Here is what they had to say:

  • One of the major success factors for moving forward aggressively with business transformation -- and associated technology modernization -- initiatives in large organizations will revolve around strategic prioritization. As the conversation got started, there was a major area of consensus around the reality that most enterprises will be building more -- not less -- complex infrastructures. This will find critical data scattered across a mix of old and new on-premises resources that must be connected to a plethora of cloud-based infrastructure, platform, and application technologies.

  • From a data management perspective, the challenge appears to be less about simplification, and more about the integrated and intuitive orchestration or growing complexity. In other words, developing a strategic approach to managing data across multiple generations and locations. The objective being to deploy technology in a manner that supports data-driven decision making by laying the foundation for cross-infrastructure data analytics and inter-platform automation.

  • It is a daunting task. But here -- the roundtable participants agreed -- is where the “carpenter’s credo” of measuring twice and cutting once will come in handy. Long-term planning that has enterprise-wide buy-in is a critical prerequisite to the actual implementation of new data management practices.

  • As one executive observed, not everything has to be transformed at the same time. That said, the entire team should all share a common vision of what a desired “future state” looks like from a data management perspective across enterprises and infrastructure elements. “First, you need to make sure that you really understand what needs to be transformed. And then you have to understand the implications that these specific actions will have across multiple different environments.”

  • This is important from both a data analytics and automation perspective. All long-term planning, stated one executive, should probably emphasize putting strategic thought into replacing manual integration processes. “We have had a significant amount of what I lovingly call manual integration activity. While this may work when you're a smaller company. It's not going to serve organizations well as they go into big growth mode. Throwing people at the problem is not what you want to do.”

  • With a clear long-term vision in place -- that focuses on analytics and automation -- organizations can start prioritizing what parts of the business to start working on. The objective should be to leverage the “common vision” to eventually tie these different elements together. “Over the last couple of years, we have transitioned certain systems on to other systems. Now it's the time for us to start connecting things up.”

  • This point of view was supported by another executive who noted: “Now that we have some integrations and automation in place, we're going to do a big master integration.” Getting through this, he added, requires the engaged participation of functional groups in the organizations who are currently running their own processes and their own tools. Time spent early on investing in tool harmonization is important. “Organizations want to avoid situations in which there are 25 to 30 different -- but redundant -- technologies in place.”

  • One of the very interesting issues that emerged as a result of this line of discourse revolved around road-map development. Specifically, we discussed moving beyond a lift-and-shift mentality to explore ways to optimize data management in complex environments. As one executive put it: “I'd like to remove that one step of moving data to a staging area and see how we can get to more data directly. We want to figure out how to push the organization to waste fewer steps.”

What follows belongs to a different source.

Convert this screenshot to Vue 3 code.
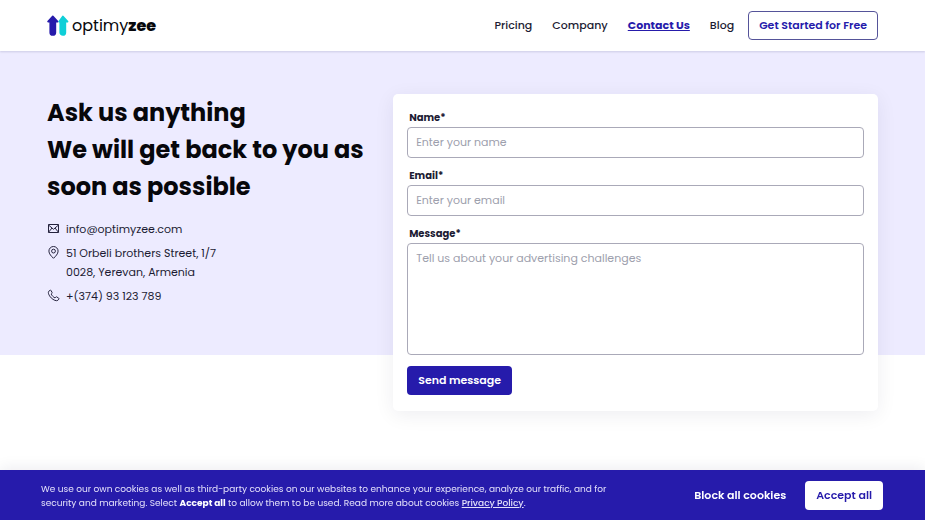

  • One way to streamline this process and access data in its native environment is to harness the power of metadata. “It is important to explore how to consolidate IP data and IP metrics by tapping into events, and logs. We are living in a world which is constantly popping up containers and popping up new environments and then blowing them up,” explained one participant. The key is to figure out how to access data in a production environment without harming performance.

  • Several executives suggested that this problem can -- at least in part -- be addressed with automated “data replication.” This is the process of making multiple copies of data and storing them at different locations to improve their overall accessibility across a network. [NOTE: According to IDC, a significant amount of enterprise spend will shift from conventional disaster recovery and protection to cloud-based data protection and endpoint protection. This is because it will also address enterprise data management issues to advance the AI analytics and automation agenda.]

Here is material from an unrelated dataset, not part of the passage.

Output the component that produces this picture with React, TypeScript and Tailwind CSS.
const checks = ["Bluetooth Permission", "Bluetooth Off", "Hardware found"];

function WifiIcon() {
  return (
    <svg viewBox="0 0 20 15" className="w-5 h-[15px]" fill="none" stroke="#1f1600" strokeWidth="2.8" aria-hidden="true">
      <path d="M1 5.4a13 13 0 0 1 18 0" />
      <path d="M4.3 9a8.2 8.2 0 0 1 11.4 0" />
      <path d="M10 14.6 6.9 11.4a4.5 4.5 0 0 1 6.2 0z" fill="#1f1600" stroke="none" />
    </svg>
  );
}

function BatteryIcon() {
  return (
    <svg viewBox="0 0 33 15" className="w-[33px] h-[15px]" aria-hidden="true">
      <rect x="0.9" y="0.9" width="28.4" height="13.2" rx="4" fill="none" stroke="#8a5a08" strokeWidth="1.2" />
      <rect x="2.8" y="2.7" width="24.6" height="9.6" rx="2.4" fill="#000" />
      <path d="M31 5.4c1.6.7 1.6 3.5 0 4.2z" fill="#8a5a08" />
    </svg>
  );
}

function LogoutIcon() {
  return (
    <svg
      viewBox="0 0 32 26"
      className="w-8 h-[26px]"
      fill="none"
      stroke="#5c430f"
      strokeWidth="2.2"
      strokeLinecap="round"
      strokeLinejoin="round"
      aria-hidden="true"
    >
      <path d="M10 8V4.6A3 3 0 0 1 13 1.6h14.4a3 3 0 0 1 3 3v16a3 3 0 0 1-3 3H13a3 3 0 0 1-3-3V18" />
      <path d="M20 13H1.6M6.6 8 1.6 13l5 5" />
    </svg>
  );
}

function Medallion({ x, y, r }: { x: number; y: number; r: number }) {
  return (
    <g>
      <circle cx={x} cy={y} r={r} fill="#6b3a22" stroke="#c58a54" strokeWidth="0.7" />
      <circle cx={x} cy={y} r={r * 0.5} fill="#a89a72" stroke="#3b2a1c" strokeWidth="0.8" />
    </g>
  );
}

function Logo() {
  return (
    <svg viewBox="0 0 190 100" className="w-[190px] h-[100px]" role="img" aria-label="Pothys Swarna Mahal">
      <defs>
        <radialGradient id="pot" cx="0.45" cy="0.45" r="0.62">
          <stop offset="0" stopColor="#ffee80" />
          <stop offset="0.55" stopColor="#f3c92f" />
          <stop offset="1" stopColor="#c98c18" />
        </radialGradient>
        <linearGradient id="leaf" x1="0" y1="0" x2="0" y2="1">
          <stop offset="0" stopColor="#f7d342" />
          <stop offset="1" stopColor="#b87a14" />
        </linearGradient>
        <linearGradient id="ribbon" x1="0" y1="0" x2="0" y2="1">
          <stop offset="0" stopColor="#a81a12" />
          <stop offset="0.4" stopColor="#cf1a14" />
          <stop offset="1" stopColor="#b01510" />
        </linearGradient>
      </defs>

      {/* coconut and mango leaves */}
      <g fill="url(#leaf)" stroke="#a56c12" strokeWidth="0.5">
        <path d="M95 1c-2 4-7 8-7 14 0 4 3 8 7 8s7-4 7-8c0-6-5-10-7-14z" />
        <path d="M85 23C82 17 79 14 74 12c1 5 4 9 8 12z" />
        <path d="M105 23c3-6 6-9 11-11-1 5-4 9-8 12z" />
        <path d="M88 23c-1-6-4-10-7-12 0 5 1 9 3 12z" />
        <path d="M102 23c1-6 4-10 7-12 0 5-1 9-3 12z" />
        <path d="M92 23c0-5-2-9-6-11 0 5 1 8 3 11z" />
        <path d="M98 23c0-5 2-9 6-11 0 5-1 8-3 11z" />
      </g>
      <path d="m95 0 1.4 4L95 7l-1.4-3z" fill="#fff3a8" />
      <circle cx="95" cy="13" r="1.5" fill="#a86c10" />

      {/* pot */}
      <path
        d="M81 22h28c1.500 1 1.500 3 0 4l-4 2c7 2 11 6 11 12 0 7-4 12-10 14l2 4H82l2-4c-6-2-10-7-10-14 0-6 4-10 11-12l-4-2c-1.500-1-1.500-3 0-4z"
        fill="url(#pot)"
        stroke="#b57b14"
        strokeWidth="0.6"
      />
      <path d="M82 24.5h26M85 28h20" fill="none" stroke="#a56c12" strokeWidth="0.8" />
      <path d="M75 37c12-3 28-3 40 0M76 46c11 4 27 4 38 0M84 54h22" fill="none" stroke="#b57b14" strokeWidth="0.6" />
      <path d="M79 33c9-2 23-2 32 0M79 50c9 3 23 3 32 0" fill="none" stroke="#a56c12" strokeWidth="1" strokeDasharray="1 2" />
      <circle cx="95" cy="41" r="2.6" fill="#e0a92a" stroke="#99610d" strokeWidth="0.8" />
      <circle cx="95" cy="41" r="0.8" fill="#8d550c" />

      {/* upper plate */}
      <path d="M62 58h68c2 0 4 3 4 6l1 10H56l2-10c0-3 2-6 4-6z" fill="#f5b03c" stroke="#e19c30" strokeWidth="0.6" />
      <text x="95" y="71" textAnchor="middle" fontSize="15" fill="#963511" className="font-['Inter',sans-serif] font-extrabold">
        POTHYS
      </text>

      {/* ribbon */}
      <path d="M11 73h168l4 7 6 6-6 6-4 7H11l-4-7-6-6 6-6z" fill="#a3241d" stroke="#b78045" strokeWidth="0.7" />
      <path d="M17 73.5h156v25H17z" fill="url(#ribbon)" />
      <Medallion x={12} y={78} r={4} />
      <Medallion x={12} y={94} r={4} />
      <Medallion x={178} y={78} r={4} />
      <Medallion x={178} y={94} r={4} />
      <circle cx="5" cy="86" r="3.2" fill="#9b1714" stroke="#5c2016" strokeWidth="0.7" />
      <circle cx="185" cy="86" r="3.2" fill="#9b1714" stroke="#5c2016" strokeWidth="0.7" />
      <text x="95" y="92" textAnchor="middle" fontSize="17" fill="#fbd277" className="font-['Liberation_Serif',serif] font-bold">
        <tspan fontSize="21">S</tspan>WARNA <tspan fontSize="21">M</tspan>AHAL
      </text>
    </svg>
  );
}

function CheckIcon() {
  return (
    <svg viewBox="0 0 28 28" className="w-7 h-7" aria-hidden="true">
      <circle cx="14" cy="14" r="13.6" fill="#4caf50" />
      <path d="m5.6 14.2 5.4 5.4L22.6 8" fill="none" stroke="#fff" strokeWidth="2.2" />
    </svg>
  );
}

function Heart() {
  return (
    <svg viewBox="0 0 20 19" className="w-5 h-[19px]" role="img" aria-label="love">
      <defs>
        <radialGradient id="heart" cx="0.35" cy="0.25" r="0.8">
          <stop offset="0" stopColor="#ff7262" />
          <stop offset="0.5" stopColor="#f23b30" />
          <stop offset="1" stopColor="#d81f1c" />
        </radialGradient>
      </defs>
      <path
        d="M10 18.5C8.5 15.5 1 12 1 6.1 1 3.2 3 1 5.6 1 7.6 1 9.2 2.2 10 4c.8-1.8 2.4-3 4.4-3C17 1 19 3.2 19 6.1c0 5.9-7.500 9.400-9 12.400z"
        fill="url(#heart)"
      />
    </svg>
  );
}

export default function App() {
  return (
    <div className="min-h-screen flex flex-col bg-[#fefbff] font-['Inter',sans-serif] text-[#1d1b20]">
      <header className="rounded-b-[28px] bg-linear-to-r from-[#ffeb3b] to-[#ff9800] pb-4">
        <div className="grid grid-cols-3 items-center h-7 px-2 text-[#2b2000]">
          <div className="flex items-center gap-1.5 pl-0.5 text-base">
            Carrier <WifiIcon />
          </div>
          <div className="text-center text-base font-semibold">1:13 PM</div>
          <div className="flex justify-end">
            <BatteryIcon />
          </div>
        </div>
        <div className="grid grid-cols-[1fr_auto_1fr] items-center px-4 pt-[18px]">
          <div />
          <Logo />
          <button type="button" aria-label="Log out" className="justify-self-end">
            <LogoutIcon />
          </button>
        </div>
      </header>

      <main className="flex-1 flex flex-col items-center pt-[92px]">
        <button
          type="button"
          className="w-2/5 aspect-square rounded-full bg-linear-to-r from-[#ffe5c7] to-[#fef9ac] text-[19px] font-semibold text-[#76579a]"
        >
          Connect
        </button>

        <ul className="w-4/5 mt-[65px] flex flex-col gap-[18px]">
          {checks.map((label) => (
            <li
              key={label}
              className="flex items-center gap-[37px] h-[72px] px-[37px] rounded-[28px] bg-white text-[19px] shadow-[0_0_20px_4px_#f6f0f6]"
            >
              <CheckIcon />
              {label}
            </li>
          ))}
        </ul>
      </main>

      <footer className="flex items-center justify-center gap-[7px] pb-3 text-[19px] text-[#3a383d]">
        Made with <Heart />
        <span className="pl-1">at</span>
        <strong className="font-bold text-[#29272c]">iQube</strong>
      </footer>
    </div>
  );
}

  • According to Atulya from IBM: “Effective modernization initiatives should enable IT operations to exit traditional data lake paradigms to take advantage of ‘lake house’ strategies.” These are open, scalable, framework platforms to optimize “data wrangling” (the process of cleaning and unifying messy complex data sets for easy access and analysis), machine learning, and data science in general. The objective should be to establish a data conditioning environment that uses data management and optimization techniques which result in the intelligent routing, optimization, and protection of data for storage or data movement in a computer system.

  • All of this, pointed out, IBM’s Shekhar, requires a holistic, multidisciplinary approach to thinking about the creation of enterprise-wide data fabric strategies. “We do not recommend that our clients construct platforms in a vacuum. They should think about how all operations will access data and operate on those platforms. That means it's important that whoever designs anything for today's hybrid infrastructures keep agility, automation, repeatability, and reliability top of mind so that they don't waste time.” This should result in a force multiplier effect that frees up time and resources to create new business by driving innovative ideas.